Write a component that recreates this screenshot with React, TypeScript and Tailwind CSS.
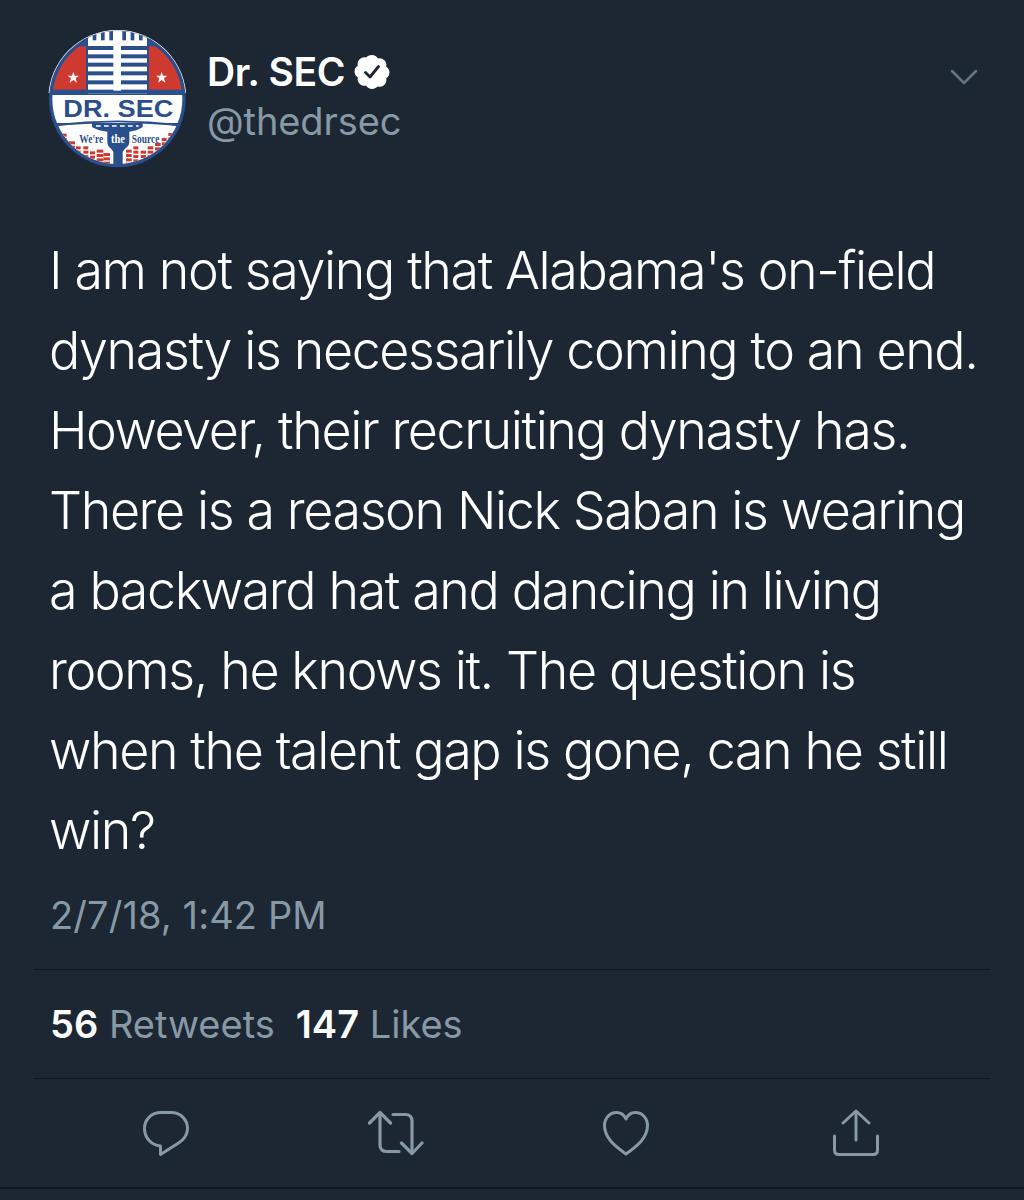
const lines = [
  "I am not saying that Alabama's on-field",
  "dynasty is necessarily coming to an end.",
  "However, their recruiting dynasty has.",
  "There is a reason Nick Saban is wearing",
  "a backward hat and dancing in living",
  "rooms, he knows it. The question is",
  "when the talent gap is gone, can he still",
  "win?",
];

// x, width, top, bottom of each equalizer column in the logo
const eqColumns = [
  [95, 15, 342, 358],
  [115, 20, 365, 380],
  [138, 14, 380, 400],
  [160, 15, 380, 415],
  [180, 15, 395, 420],
  [200, 20, 390, 430],
  [220, 20, 400, 435],
  [288, 17, 390, 435],
  [310, 15, 380, 425],
  [332, 16, 393, 420],
  [353, 17, 380, 410],
  [375, 17, 370, 395],
  [395, 15, 355, 380],
  [415, 15, 340, 360],
];

function Logo() {
  const blue = "#2a4f8c";
  const red = "#cf3a30";
  return (
    <svg viewBox="54 28 420 420" className="w-[140px] h-[140px] shrink-0">
      <defs>
        <clipPath id="outer">
          <circle cx="262" cy="238" r="204" />
        </clipPath>
        <clipPath id="inner">
          <circle cx="262" cy="238" r="195" />
        </clipPath>
        <clipPath id="upper">
          <rect x="50" y="20" width="430" height="200" />
        </clipPath>
      </defs>
      <circle cx="262" cy="238" r="207" fill="#ffffff" clipPath="url(#upper)" />
      <circle cx="262" cy="238" r="205" fill={blue} />
      <g clipPath="url(#inner)">
        <rect x="60" y="80" width="108" height="134" fill={red} />
        <rect x="357" y="80" width="108" height="134" fill={red} />
        <rect x="50" y="226" width="430" height="84" fill="#ffffff" />
        <path d="M60 322 Q262 298 466 322 L466 450 L60 450 Z" fill="#ffffff" />
        {eqColumns.map(([x, w, top, bottom]) => {
          const rows = [];
          for (let y = top; y < bottom; y += 13) rows.push(y);
          return rows.map((y) => <rect key={`${x}-${y}`} x={x} y={y} width={w} height="9" fill={red} />);
        })}
      </g>
      <g clipPath="url(#outer)">
        <rect x="174" y="30" width="177" height="192" fill="#ffffff" />
        {[188, 213, 238, 277, 302, 327].map((x) => (
          <rect key={x} x={x} y="30" width="11" height="32" fill={blue} />
        ))}
        {[79, 104, 129, 155, 182].map((y) => (
          <rect key={y} x="174" y={y} width="177" height="12" fill={blue} />
        ))}
        <rect x="250" y="40" width="23" height="180" fill="#ffffff" />
        <rect x="60" y="210" width="410" height="12" fill={blue} />
        <rect x="250" y="205" width="23" height="8" fill="#ffffff" />
      </g>
      <path d="M186 310 L338 310 L338 322 Q320 334 298 336 L298 366 Q298 378 286 386 L278 396 L278 437 L250 437 L250 396 L242 386 Q232 378 232 366 L232 336 Q206 334 186 322 Z" fill={blue} />
      <path d="M72 316 Q262 294 452 316" fill="none" stroke={blue} strokeWidth="5" />
      <path d="M198 319 L326 319" stroke="#ffffff" strokeWidth="4" strokeDasharray="14 10" />
      <polygon points="130,156 134,168 147,168 137,176 141,189 130,181 119,189 123,176 113,168 126,168" fill="#ffffff" />
      <polygon points="395,156 399,168 412,168 402,176 406,189 395,181 384,189 388,176 378,168 391,168" fill="#ffffff" />
      <text x="100" y="293" fill={blue} className="font-['Liberation_Sans',sans-serif] font-bold text-[74px]" textLength="330" lengthAdjust="spacingAndGlyphs">
        DR. SEC
      </text>
      <text x="148" y="369" fill={blue} className="font-['Liberation_Serif',serif] font-bold text-[40px]" textLength="72" lengthAdjust="spacingAndGlyphs">
        We're
      </text>
      <text x="243" y="369" fill="#ffffff" className="font-['Liberation_Serif',serif] font-bold text-[40px]" textLength="42" lengthAdjust="spacingAndGlyphs">
        the
      </text>
      <text x="305" y="369" fill={blue} className="font-['Liberation_Serif',serif] font-bold text-[40px]" textLength="83" lengthAdjust="spacingAndGlyphs">
        Source
      </text>
    </svg>
  );
}

function Verified() {
  return (
    <svg viewBox="0 0 36 36" className="w-[36px] h-[36px] shrink-0">
      <path
        fill="#ffffff"
        d="M18 1c2.600 0 4.700 1.400 5.900 3.400 2.300-.6 4.700 0 6.500 1.800 1.800 1.800 2.400 4.300 1.800 6.500 2 1.200 3.300 3.200 3.300 5.800s-1.300 4.600-3.300 5.800c.6 2.200 0 4.700-1.800 6.500-1.800 1.800-4.200 2.400-6.500 1.800C22.700 33.600 20.600 35 18 35s-4.700-1.400-5.900-3.400c-2.300.6-4.700 0-6.500-1.800-1.800-1.800-2.400-4.300-1.800-6.500C1.800 22.100.5 20.100.5 17.500s1.300-4.600 3.300-5.800c-.6-2.200 0-4.700 1.800-6.500C7.400 3.400 9.800 2.800 12.100 3.400 13.300 2.400 15.400 1 18 1z"
      />
      <path d="M11.500 18.500l4.500 4.500 8.500-10.500" fill="none" stroke="#1c2733" strokeWidth="2.800" strokeLinecap="round" strokeLinejoin="round" />
    </svg>
  );
}

function ActionIcons() {
  const c = "#8899a6";
  return (
    <div className="h-[108px] grid grid-cols-[repeat(4,230px)] justify-items-center items-center pl-[51px]">
      <svg viewBox="0 0 48 48" className="w-[48px] h-[48px]" fill="none" stroke={c} strokeWidth="3" strokeLinejoin="round">
        <path d="M19 3.500h10C38.500 3.500 45.500 10.500 45.500 19.500c0 6.500-3.500 11-9 14.500L18.500 45.500V37C9.500 36 2.500 29 2.500 19.500 2.500 10.500 9.500 3.500 19 3.500z" />
      </svg>
      <svg viewBox="0 0 56 48" className="w-[56px] h-[48px]" fill="none" stroke={c} strokeWidth="3.200" strokeLinecap="round" strokeLinejoin="round">
        <path d="M1.500 14 12 3.500 22.500 14" />
        <path d="M12 4v32c0 4 2.500 6.500 6.500 6.500H31" />
        <path d="M54 34 44 44.500 33.500 34" />
        <path d="M44 44V12c0-4-2.500-6.500-6.500-6.500H25" />
      </svg>
      <svg viewBox="0 0 48 48" className="w-[48px] h-[48px]" fill="none" stroke={c} strokeWidth="3" strokeLinejoin="round">
        <path d="M24 45C13 37 2.500 29 2.500 16.500 2.500 9 8 3.500 14.500 3.500 18.500 3.500 22 5.500 24 10c2-4.500 5.500-6.500 9.500-6.500C40 3.500 45.500 9 45.500 16.500 45.500 29 35 37 24 45z" />
      </svg>
      <svg viewBox="0 0 48 48" className="w-[48px] h-[48px]" fill="none" stroke={c} strokeWidth="3" strokeLinecap="round" strokeLinejoin="round">
        <path d="M11 14 24 2 37 14" />
        <path d="M24 3v28" />
        <path d="M2.500 27v14c0 3 1.500 4.500 4.500 4.500h34c3 0 4.500-1.500 4.500-4.500V27" />
      </svg>
    </div>
  );
}

export default function App() {
  return (
    <div className="w-[1024px] h-[1200px] bg-[#1c2733] overflow-hidden font-['Inter',sans-serif]">
      <div className="h-[231px] flex pt-[29px] pl-[48px] pr-[48px]">
        <Logo />
        <div className="ml-[19px] pt-[18px]">
          <div className="flex items-center gap-[9px] h-[50px] text-[39px] font-semibold text-white tracking-[-0.3px]">
            Dr. SEC
            <Verified />
          </div>
          <div className="h-[48px] text-[38px] leading-[48px] font-normal text-[#8899a6] tracking-[-0.1px]">@thedrsec</div>
        </div>
        <svg viewBox="0 0 28 16" className="ml-auto mr-[-2px] mt-[40px] w-[28px] h-[16px]" fill="none" stroke="#66757f" strokeWidth="2.500" strokeLinecap="round" strokeLinejoin="round">
          <path d="M2 2 14 14 26 2" />
        </svg>
      </div>

      <div className="pl-[49px] text-[52px] leading-[80px] font-light text-white tracking-[-1.4px] whitespace-nowrap">
        {lines.map((line) => (
          <div key={line}>{line}</div>
        ))}
      </div>

      <div className="pl-[50px] mt-[18px] h-[80px] text-[38px] leading-[52px] text-[#8899a6] tracking-[0.1px]">
        2/7/18, 1:42 PM
      </div>

      <div className="mx-[34px] border-t border-[#0f161e]" />
      <div className="h-[108px] flex items-center gap-[21px] pl-[50px] text-[38px] text-[#8899a6] pt-[1px]">
        <span>
          <span className="font-semibold text-white">56</span> Retweets
        </span>
        <span>
          <span className="font-semibold text-white">147</span> Likes
        </span>
      </div>
      <div className="mx-[34px] border-t border-[#0f161e]" />

      <ActionIcons />
      <div className="border-t-2 border-[#10171e]" />
    </div>
  );
}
◇ ◇ ◇ ◇
■ **Requirement**
The required output is the number of lines containing the word "that", and nothing besides.

■ **Complete answer**
2